Miss America using Williams' return to push interest
ATLANTIC CITY - In the spray-tan, Vaseline-on-the-teeth, gel-manicure world of Miss America, the spectacle has often appeared to be more reality TV show than scholarship pageant, with 52 young women vying tooth and nail for the crown.

ATLANTIC CITY - In the spray-tan, Vaseline-on-the-teeth, gel-manicure world of Miss America, the spectacle has often appeared to be more reality TV show than scholarship pageant, with 52 young women vying tooth and nail for the crown.
But never as much as it has been this week, going by the organizers' promotional efforts.
First, it was announced on Good Morning America on Tuesday that the entertainer Vanessa Williams, who was forced to relinquish her crown in 1984 after nude photos of her emerged, would return to the pageant this year as head judge.
Then came a bombastic announcement that there would be a "shocking twist" involving Williams in the first five minutes of the pageant broadcast that will "change pageant history."
ABC is to broadcast the pageant live at 9 p.m. Sunday.
Williams first made pageant history in September 1983, when she became the first African American Miss America. Then she made more history by becoming the first to be disqualified. She has since gone on to a successful career as a singer and actress.
In tweets and Facebook posts, Williams has noted that while she was stripped of her title, she retained her actual Miss America crown.
So the big mystery - until Sunday night - is whether she will be reinstated as Miss America 1984, and if so, what happens to Suzette Charles, the runner-up from Mays Landing, who was declared the winner when Williams resigned.
"I think that is the entire point of bringing Vanessa Williams back," said Amanda Bower, a professor of advertising communications at Washington and Lee University in Lexington, Va., and an expert in integrated marketing who has written extensively about high-profile events such as the Super Bowl.
"Can it pull people in to watch? Maybe. But can it keep them past the first five minutes? That is harder to say. But reality TV is an easier sell these days."
The Williams saga, however it turns out when viewers tune in, even made top story on TMZ, the celebrity news website and television show, on Friday.
TMZ said "production sources" associated with the event were claiming the pageant was in "crisis mode" over a dispute with the dethroned beauty queen over who should apologize to whom during the broadcast for the 31-year-old debacle.
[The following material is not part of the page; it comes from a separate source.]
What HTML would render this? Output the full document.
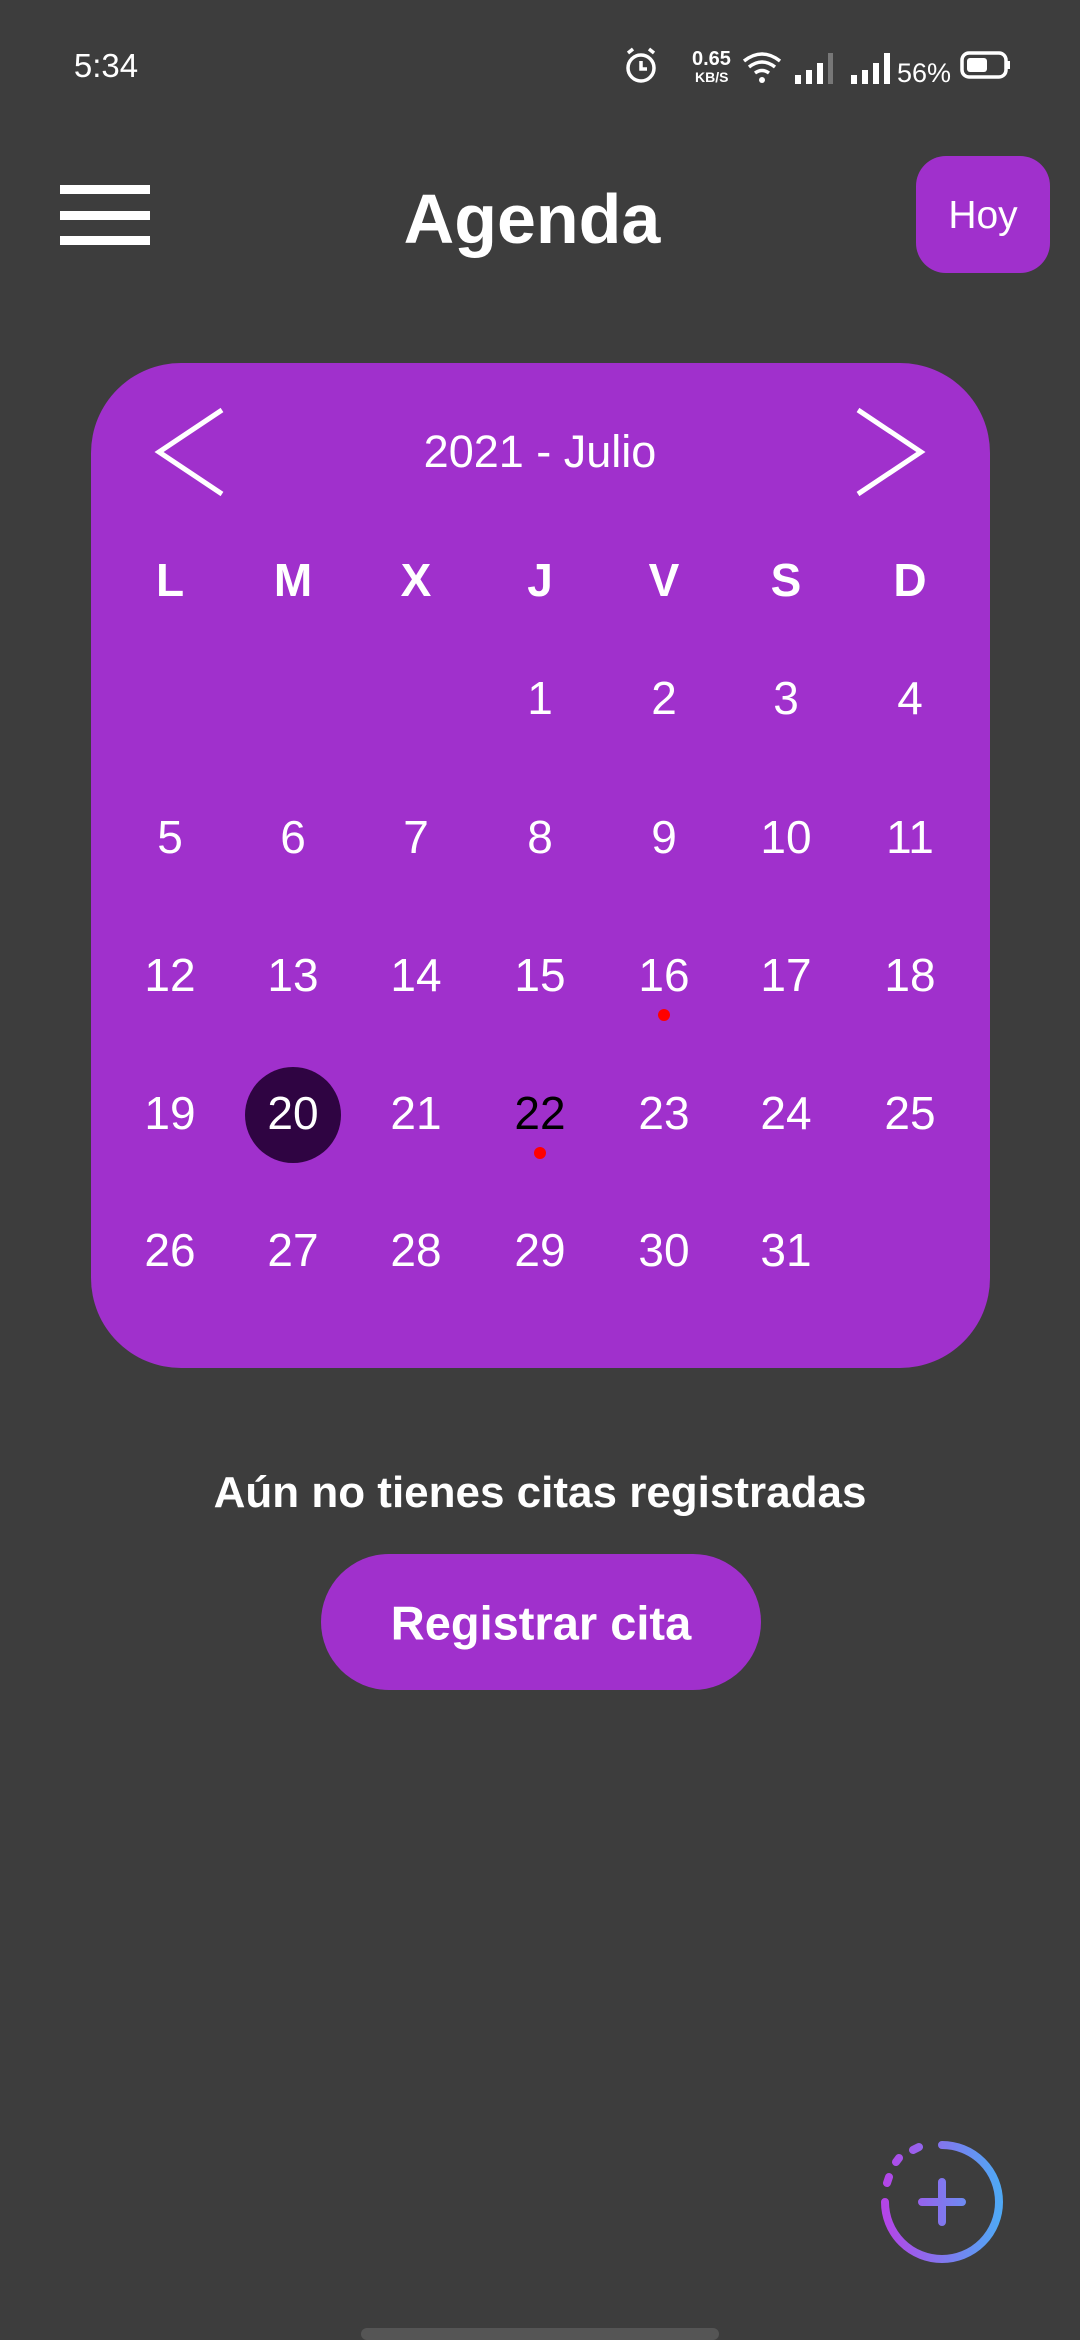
<!DOCTYPE html>
<html><head><meta charset="utf-8"><style>
*{margin:0;padding:0;box-sizing:border-box}
body{width:1080px;height:2340px;background:#3d3d3d;position:relative;overflow:hidden;font-family:"Liberation Sans",sans-serif;color:#fff}
.a{position:absolute}
.c{position:absolute;transform:translate(-50%,-50%);white-space:nowrap}
.bar{position:absolute;left:60px;width:90px;height:9px;background:#fff}
.card{left:91px;top:363px;width:899px;height:1005px;background:#a030cc;border-radius:90px}
.h{font-weight:bold;font-size:46px}
.d{font-size:46px}
.dot{position:absolute;width:12px;height:12px;border-radius:50%;background:#f00;transform:translate(-50%,-50%)}
</style></head><body>
<div class="c" style="left:106px;top:66px;font-size:33px">5:34</div>
<svg class="a" style="left:620px;top:45px" width="340" height="45" viewBox="0 0 340 45">
<g fill="none" stroke="#fff" stroke-width="3.5">
<circle cx="21" cy="23" r="13"/><path d="M21 16v8h6M8 8l5-4M34 8l-5-4"/>
<path d="M124 16q18-14 36 0M129 22q13-10 26 0M135 28q7-5 14 0"/>
</g>
<circle cx="142" cy="35" r="3" fill="#fff"/>
<text x="72" y="20" font-size="20" font-weight="bold" fill="#fff" font-family="Liberation Sans">0.65</text>
<text x="75" y="37" font-size="14" font-weight="bold" fill="#fff" font-family="Liberation Sans">KB/S</text>
<g fill="#fff"><rect x="175" y="30" width="6" height="9"/><rect x="186" y="25" width="6" height="14"/><rect x="197" y="18" width="6" height="21"/><rect x="208" y="8" width="5" height="31" fill="#777"/>
<rect x="231" y="30" width="6" height="9"/><rect x="242" y="25" width="6" height="14"/><rect x="253" y="18" width="6" height="21"/><rect x="264" y="8" width="6" height="31"/></g>
<text x="277" y="37" font-size="27" fill="#fff" font-family="Liberation Sans">56%</text>
</svg>
<svg class="a" style="left:960px;top:50px" width="52" height="32"><rect x="2" y="3" width="44" height="24" rx="7" fill="none" stroke="#fff" stroke-width="3.5"/><rect x="7" y="8" width="20" height="14" rx="3" fill="#fff"/><rect x="47" y="11" width="3" height="8" fill="#fff"/></svg>
<div class="bar" style="top:185px"></div><div class="bar" style="top:211px"></div><div class="bar" style="top:236px"></div>
<div class="c" style="left:532px;top:219px;font-size:70px;font-weight:bold">Agenda</div>
<div class="a" style="left:916px;top:156px;width:134px;height:117px;background:#a030cc;border-radius:30px"></div>
<div class="c" style="left:983px;top:216px;font-size:39px">Hoy</div>
<div class="a card"></div>
<svg class="a" style="left:0;top:0" width="1080" height="600"><g fill="none" stroke="#fff" stroke-width="5"><path d="M222 410L159 452L222 494M858 410L921 452L858 494"/></g></svg>
<div class="c" style="left:540px;top:452px;font-size:45px">2021 - Julio</div>
<div class="a" style="left:245px;top:1067px;width:96px;height:96px;border-radius:50%;background:#2f0442"></div>
<script>
var xs=[170,293,416,540,664,786,910],ys=[698,837,975,1113,1250],h="LMXJVSD",s="";
for(var i=0;i<7;i++)s+='<div class="c h" style="left:'+xs[i]+'px;top:580px">'+h[i]+'</div>';
for(var d=1;d<=31;d++){var p=d+2,r=Math.floor(p/7),c=p%7;s+='<div class="c d" style="z-index:2;left:'+xs[c]+'px;top:'+ys[r]+'px;'+(d==22?'color:#000':'')+'">'+d+'</div>';}
document.write(s);
</script>
<div class="dot" style="left:664px;top:1015px"></div>
<div class="dot" style="left:540px;top:1153px"></div>
<div class="c" style="left:540px;top:1493px;font-size:44px;font-weight:bold">Aún no tienes citas registradas</div>
<div class="a" style="left:321px;top:1554px;width:440px;height:136px;background:#a030cc;border-radius:68px"></div>
<div class="c" style="left:541px;top:1623px;font-size:47px;font-weight:bold">Registrar cita</div>
<svg class="a" style="left:860px;top:2120px" width="160" height="160">
<defs><linearGradient id="lg" gradientUnits="userSpaceOnUse" x1="25" y1="0" x2="139" y2="0"><stop offset="0" stop-color="#b445e8"/><stop offset="1" stop-color="#50a8f5"/></linearGradient></defs>
<g fill="none" stroke="url(#lg)" stroke-width="8" stroke-linecap="round">
<path d="M82 25A57 57 0 1 1 25 82"/>
<path d="M27 63l2-6M36 42l3-4M53 30l6-3"/>
<path d="M82 62v40M62 82h40"/>
</g></svg>
<div class="a" style="left:361px;top:2328px;width:358px;height:12px;border-radius:6px;background:#555"></div>
</body></html>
The piece noted that Williams, 52, and the pageant were at an "impasse" Thursday night.
Neither Williams' publicist nor pageant officials on Friday would discuss the issue. The pageant referred only to a three-day-old statement in which pageant officials called Williams "one of the most respected and multifaceted performers" in entertainment.
"We recognize that Vanessa's return to Miss America . . . is a special cultural and television moment," said Mike Mahan, president of Dick Clark Productions, which is producing the show.
Since her debut release of The Right Stuff in 1988, Williams has sold more than seven million albums and has scored a number of hit records on various Billboard charts. She has appeared in television shows, movies, and Broadway productions.
Despite Williams' success - earning Grammy, Emmy, and Tony nominations - she has been little more than an asterisked footnote on lists of Miss Americas, since she forfeited the crown because she had violated a moral-turpitude clause in her contract.
At a modeling shoot long before she became involved with pageants, Williams said, she allowed herself to be photographed in the nude, believing she was being depicted only in silhouette. She said at the time that she had not authorized the release of the photos.
A spokeswoman for the pageant, Chelsea Mineur, on Friday said Miss America Organization officials would make no further comment about Williams' return beyond the three-day-old statement, noting that anyone interested in finding out more about what happens with the former beauty queen will "have to tune in Sunday for the show."
In the earlier statement, pageant executive chairman and CEO Sam Haskell said bringing Williams back was a way for the organization to "move forward and put the past behind us."
And in more of a blast from the past than a forward-looking move, Haskell announced during a preliminary competition Thursday night that the pageant was bringing back the iconic voice of Bert Parks, on a recording of "There She Is, Miss America," as the newly crowned Miss sashays down the runway Sunday night. For the last several years, it had stopped using the song because of a copyright dispute.
Parks, the longtime TV host who died in 1992, and the song remain such an integral part of pageant history that a statue of him outside an Atlantic City hotel plays the tune whenever someone walks past it.